Buy a General Motors vehicle lately? Check the fine print. The company says you may not own some parts of a vehicle that actually make it run.
"It is our position the software in the vehicle is licensed by the owner of the vehicle," attorney Harry Lightsey said.
The comments came in Los Angeles during a hearing conducted by the US Copyright Office, which will soon decide whether to grant exemptions in copyright laws that would allow independent mechanics and gearheads to continue fix and repair cars.
A pivotal question the federal officials must answer in making that determination is whether car companies maintain proprietary rights to software that underpins vehicles or whether customers can modify their purchases as they see fit.
GM's stance is a sweeping one. Cars today are akin to mobile computing networks. Critical functions like steering, acceleration and braking are all controlled by software. Each GM model contains an average of 30 electronic control units. Without legal access to these ECUs and the software that run them, mechanics and others who enjoy working on cars may need to cease repairs.
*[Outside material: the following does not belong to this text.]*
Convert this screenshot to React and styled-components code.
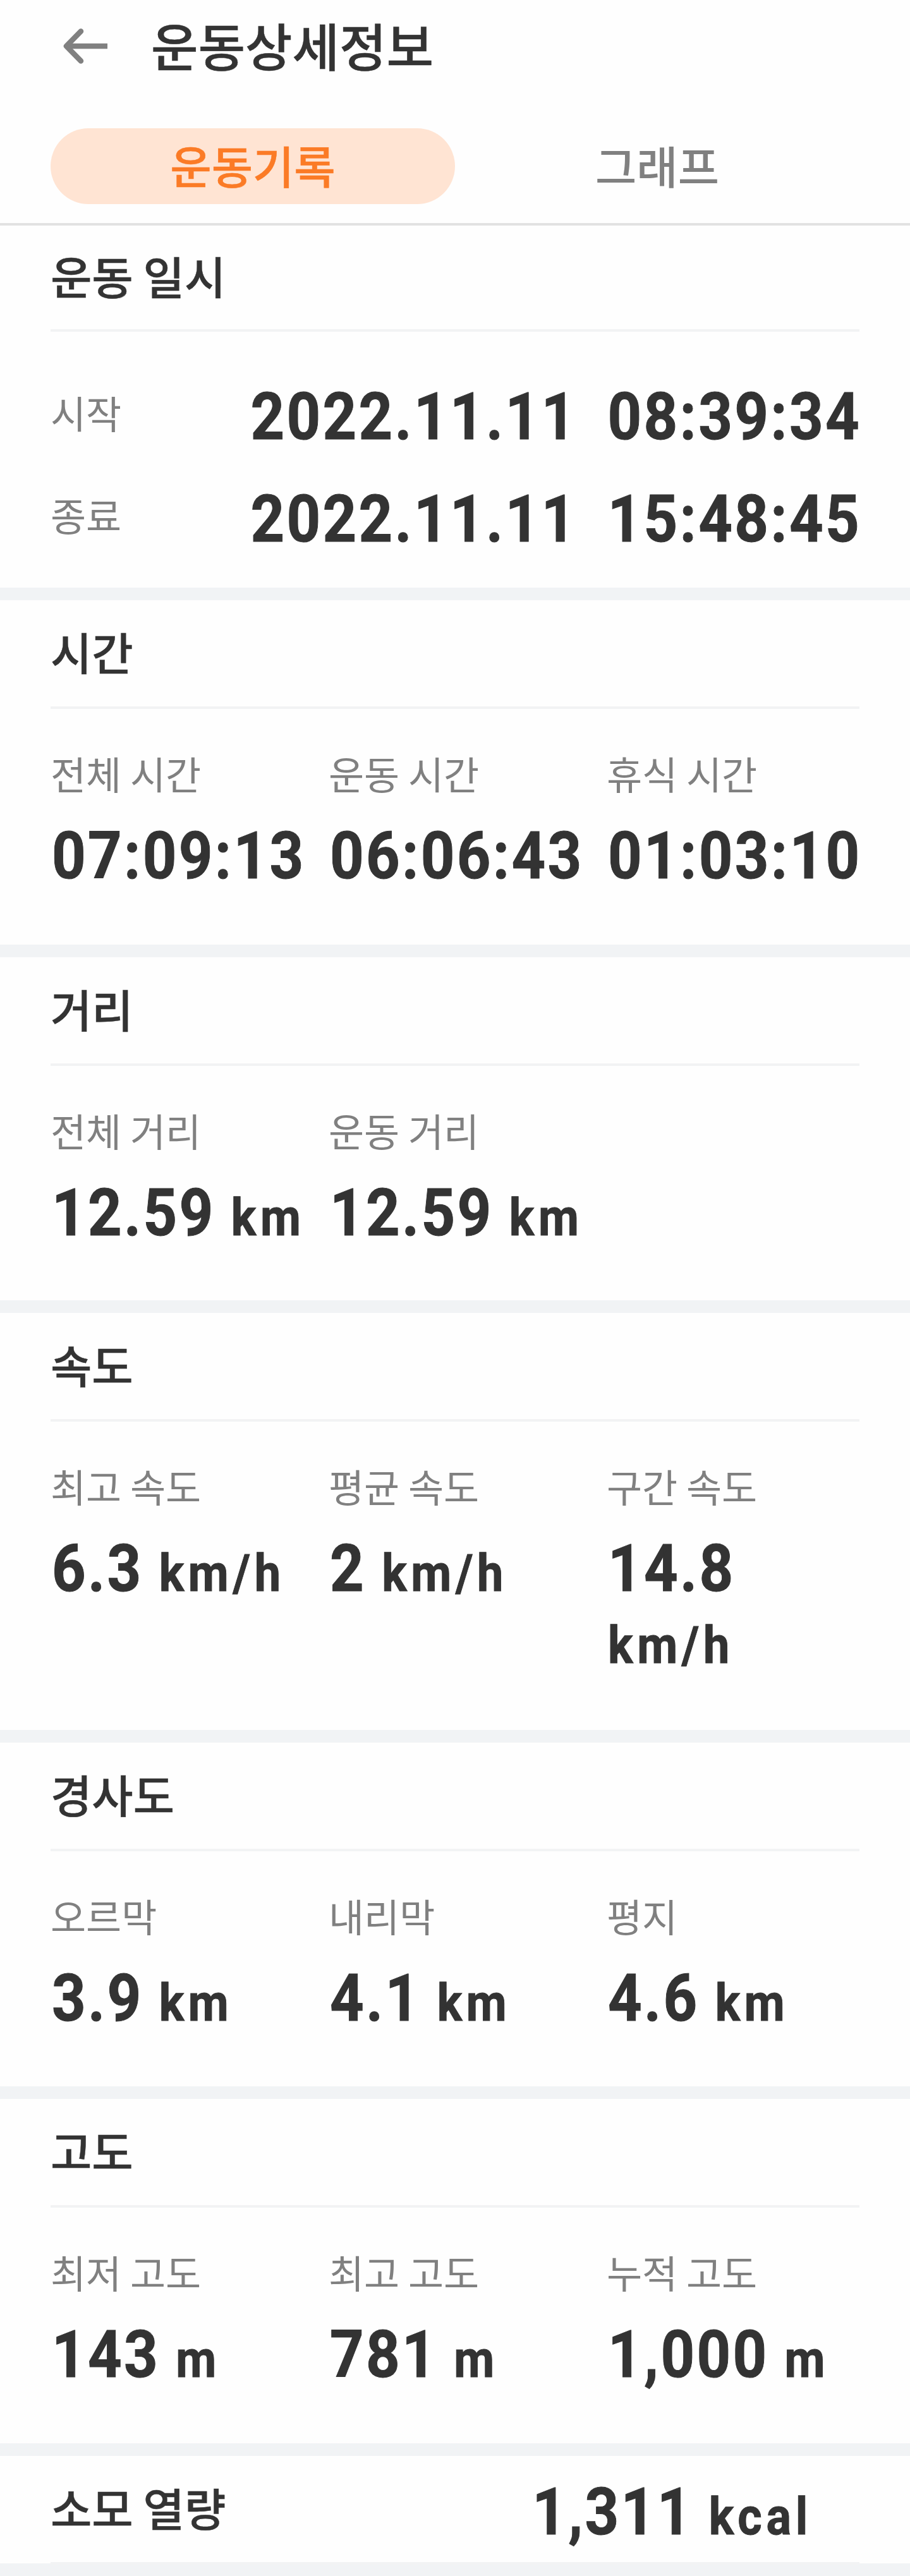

GM's comments echoed those of heavy equipment manufacturer John Deere, which asserted lifetime ownership rights of software found in its products in written submissions to the Copyright Office. Every three years, the office hears arguments for whether certain activities should be exempted from the Digital Millennium Copyright Act's Section 1201.
General Motors currently prompts customers to sign licensing agreements for some vehicle functions, like its OnStar navigation and infotainment packages. Although they don't have car buyers sign agreements for all ECUs, the company is now claiming that licensing principle applies across the entire car.
"What we have in today's world, for example, is there is a license agreement for GM's telematics system and for the infotainment system, and those are the systems the owner interacts with and comes in direct contact with," Lightsey said. "It would be difficult to have licenses for the myriad number of ECUs in a vehicle."
Owners have more rights than licensees under existing laws – or a proposed exemption – to modify these software codes without infringing on copyright protections. So the distinction between the two is important to General Motors' request that the Copyright Office deny the proposed exemption.
In explicitly having customers sign agreements for telematics and infotainment services but not other ECUs, Kit Walsh, a lawyer for the Electronic Frontier Foundation, a nonprofit that's fighting for individuals' right to repair cars, argues the company has drawn its own line between what software is licensed and which is owned.
"It's pretty clear that there's no written agreement that restricts a purchaser's ability to use and re-sell that copy," he said.
Further complicating GM's argument over ownership is the fact licenses for OnStar are not necessarily transferred from one person to the next when a car is sold. Unless the previous owner cancels their OnStar subscription, the company acknowledged it lacks a mechanism to track these changes.
"Our position would be when they transfer the car, they transfer what they own – the car itself – and the license to operate that software," Lightsey said.
The broader issue of whether an exemption to the Digital Millennium Copyright Act's section 1201 is granted could hinge on these used-car transfers. But there are pitfalls on both sides of the issue.
If an exemption is granted and mechanics and car enthusiasts could make any modifications they wanted to software, Jacqueline Charlesworth, general counsel for the Copyright Office, said she found it "troubling" potential buyers of used cars could be left unaware of what changes were made.
"You're putting that burden on buyers of many, many used cars to have that software system completely evaluated," she said. "To me, I don't know, that's a troubling prospect that in an ordinary used-car transaction you have to be worried about whether there's been a software modification."
She feared a scenario that would pose a danger to safety, such as a used-car buyer purchasing a car that had airbags purposely disabled. A driver may be unaware of such a modification until it was too late.
Regardless of whether an exemption is granted, observers said they foresee General Motors and other carmakers adding more licensing agreements that cover ECUs. They fear these agreements would undercut mechanics' legal rights to tinker with cars and innovate. Meanwhile they predict OEMs will increasingly pressure customers to only use approved dealerships and parts for their cars.
Kyle Wiens, a right-to-repair advocate who founded ifixit.com, a do-it-yourself repair website, said the auto industry can only squeeze so hard before consumers will fight back.
"I think people are starting to get more savvy," he said. "We have had this expectation of being able to modify software. We've been adding apps and jailbreaking phones. So we know how to modify software. Those guys know how to modify hardware. Now it's time for the two to get together."